Hi everyone,
I’m currently going through the RAG course and noticed something in the get_chunks_fixed_size_with_overlap function that I’d like to clarify.
In the current implementation, the loop steps by chunk_size, but the overlap is added by extending the start index backwards:
for i in range(0, len(text_words), chunk_size):
chunk_words = text_words[max(i - overlap_int, 0): i + chunk_size]
This means that from the second chunk onwards, each chunk actually contains chunk_size + overlap_int words instead of a fixed chunk_size. For example, with chunk_size=10 and overlap_fraction=0.2:
- Chunk 1: words[0:10] → 10 words
- Chunk 2: words[8:20] → 12 words
- Chunk 3: words[18:30] → 12 words
However, the diagram in section 2.2 shows chunks of equal/fixed size, where the step size is reduced to maintain the overlap while keeping chunk size constant.
To match the diagram, I believe the implementation should be:
step = chunk_size - overlap_int
for i in range(0, len(text_words), step):
chunk_words = text_words[i : i + chunk_size]
This way, every chunk stays at exactly chunk_size words, and the overlap is achieved by reducing the step between chunks.
Is this intentional, or could it be a small bug? Would love to hear thoughts from the instructors or other learners.
Thanks!
hi. @ulyaaliyeva206
Great focused learning is a sign of enjoying what you are learning, the instructor actually did really explained RAG techniques with detailed explanation.
As far as I remember when I took the course, the reason behind including the previous chunk size and end chunk size, is mainly improve semantic fragmention, maintain the contextual relativity, preventing any hallucinations thereby improving overall retrieval accuracy.
This part the instructor, @Zain_Hassan mentions in one of the video but I cannot remember! the particular video title where he mentions this part.
Regards
Dr. Deepti
Hi @Deepti_Prasad, thanks for the response!

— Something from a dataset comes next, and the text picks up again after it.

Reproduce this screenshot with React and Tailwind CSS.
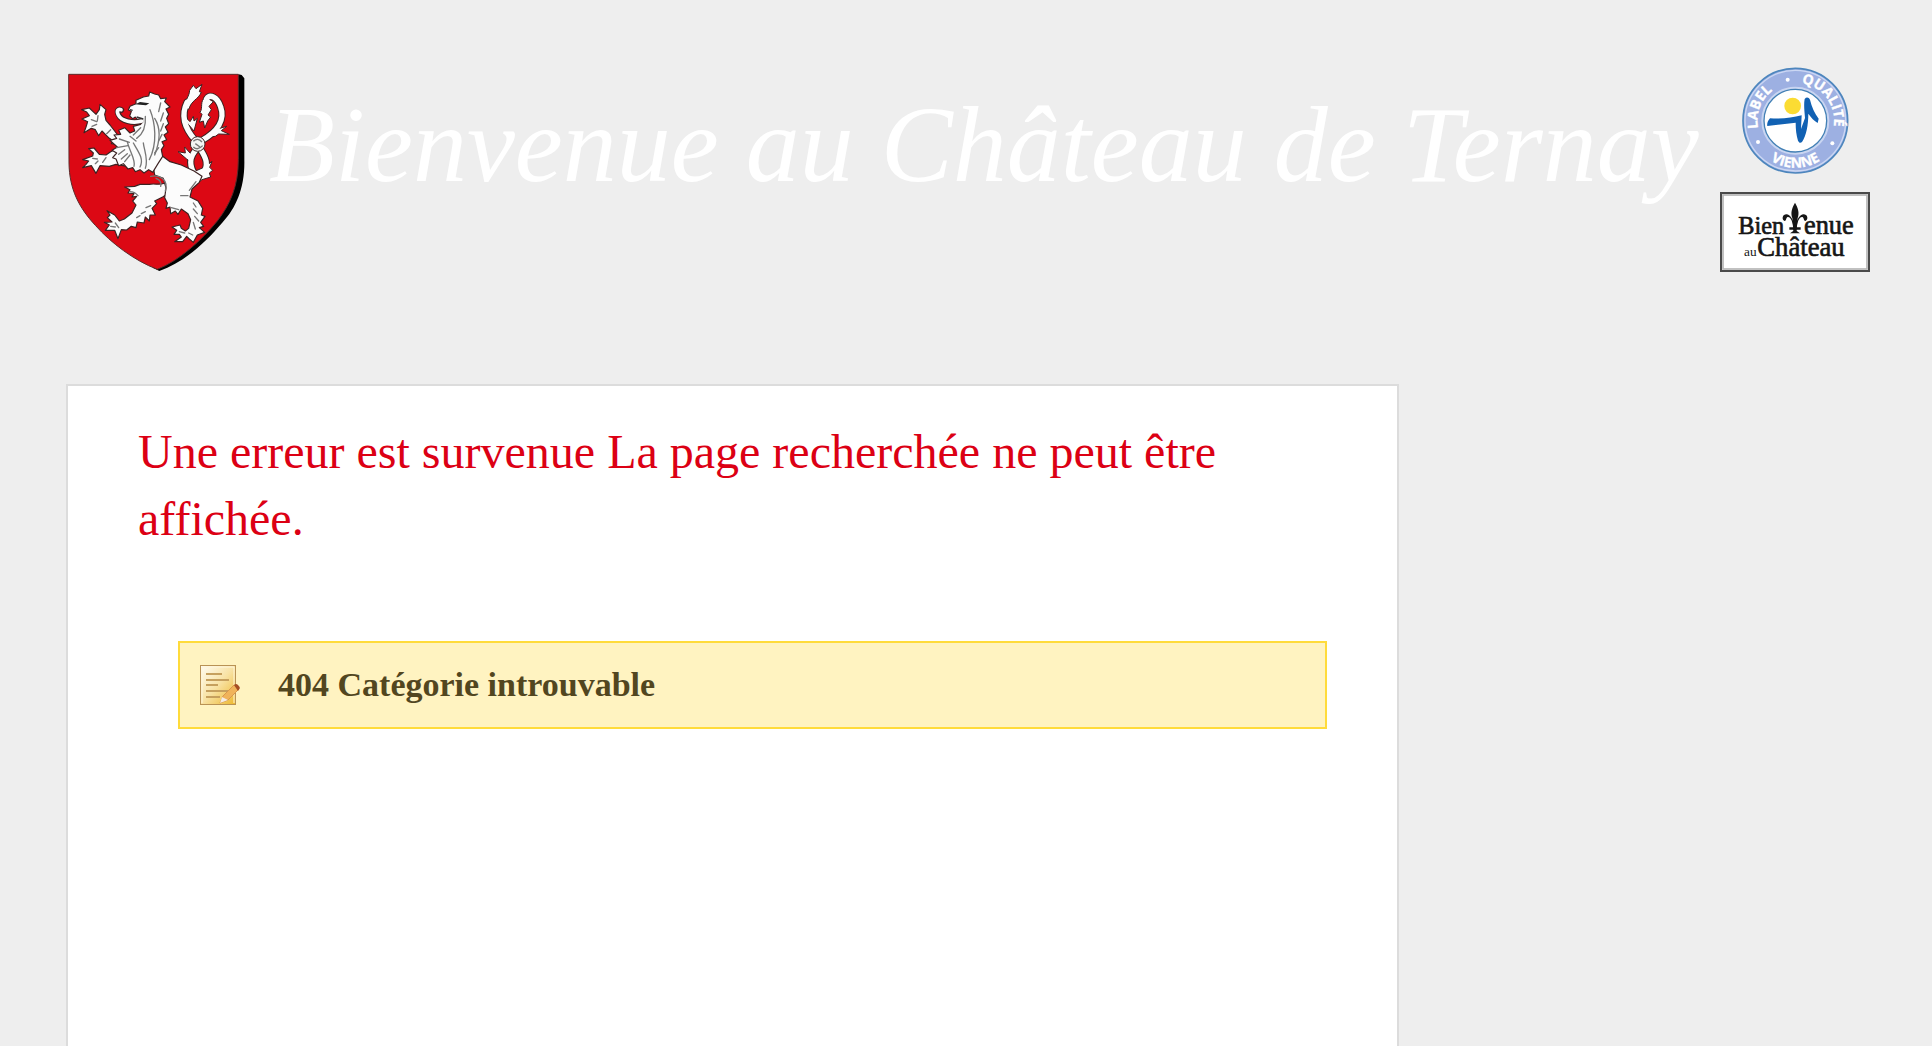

I totally agree that overlap is important for maintaining context and improving retrieval accuracy — that’s not what I’m questioning 
My point is specifically about the chunk size growing. With the current implementation:
- Chunk 1: 10 words (correct)
- Chunk 2: 12 words (chunk_size + overlap)
- Chunk 3: 12 words (chunk_size + overlap)
The overlap is achieved by extending the chunk backwards, which makes it larger. But the diagram in section 2.2 shows fixed-size chunks where the overlap is achieved by reducing the step instead.
Both approaches give you overlap
but:
- Current code: chunks become bigger than chunk_size
- Diagram approach: chunks stay exactly chunk_size
So the question isn’t “should we have overlap?” (yes!) but rather “should chunks stay at fixed size while overlapping?” — because the diagram shows one thing and the code does another.
Small difference, but wanted to flag it for accuracy!

I did see the diagram but I read the instructions in that diagram which is matching with lab codes implementation.
probably the figure needs to be updated 
!??
Will inform the staff.
thank you for informing.
Regards
Dr. Deepti